While I'm not a purist and I do nymph, I have to admit liking dry fly fishing more, being better at it, and doing it when I feel I have even a reasonable probability of success.
Floatant, generally to the whole fly. I usually use a paste, but been using the powdered stuff (Frog's fanny) more and more. The powdered stuff is especially useful for non-hackled dries. Just put the fly in the little jar, cover the opening with your finger, and shake. Pull the fly out, and blow it off. It's great stuff, my biggest problem is that the cast always works its way off in my pack, and now I have a pasty powder covering everything in my pack....

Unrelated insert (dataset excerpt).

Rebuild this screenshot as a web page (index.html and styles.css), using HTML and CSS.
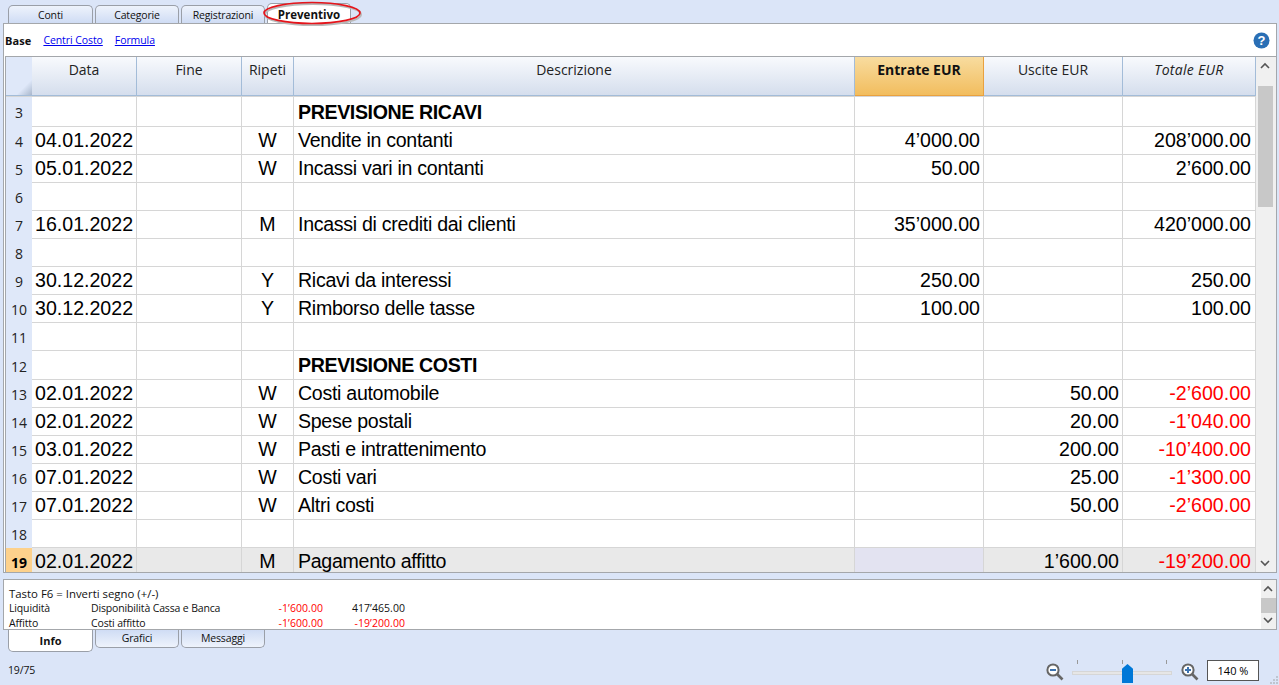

As far as refusals, we all get em and we always will. The fly and the presentation are the two parts. As far as fly, shape and color are somewhat important, but not nearly as important as size and float characteristics. By that I mean do they want it ON the water(full hackled dry), flush with the surface (spinner or comparadun), or just under the surface (emerger). Size is self-explanatory, get those right and you'll do better. Details like color, shape, number of tails, etc., can help on occasion but isn't nearly as important.
Presentation. Most of the time, they want a perfect drag free drift, starting at some proper distance in front of them till the take. It may look drag free to us, but micro-drag plays a role and you're whole day is in finding ways to minimize it. I don't think you ever really fix this problem. I've worked on it and worked on it, and the final score does get better as you get better. But I get just as many if not more refusals than before. Some of the ones that used to refuse now take, and some of the ones that used to ignore now refuse....
There are situations where they actually want it the other way, they're keyed on movement, a lot of egg-laying caddis situations are like this. At these times a really high floating fly, often referred to as a "skipping" fly, can be deadly when drug across the surface. But work on the drag free drift first, and then think about these situations.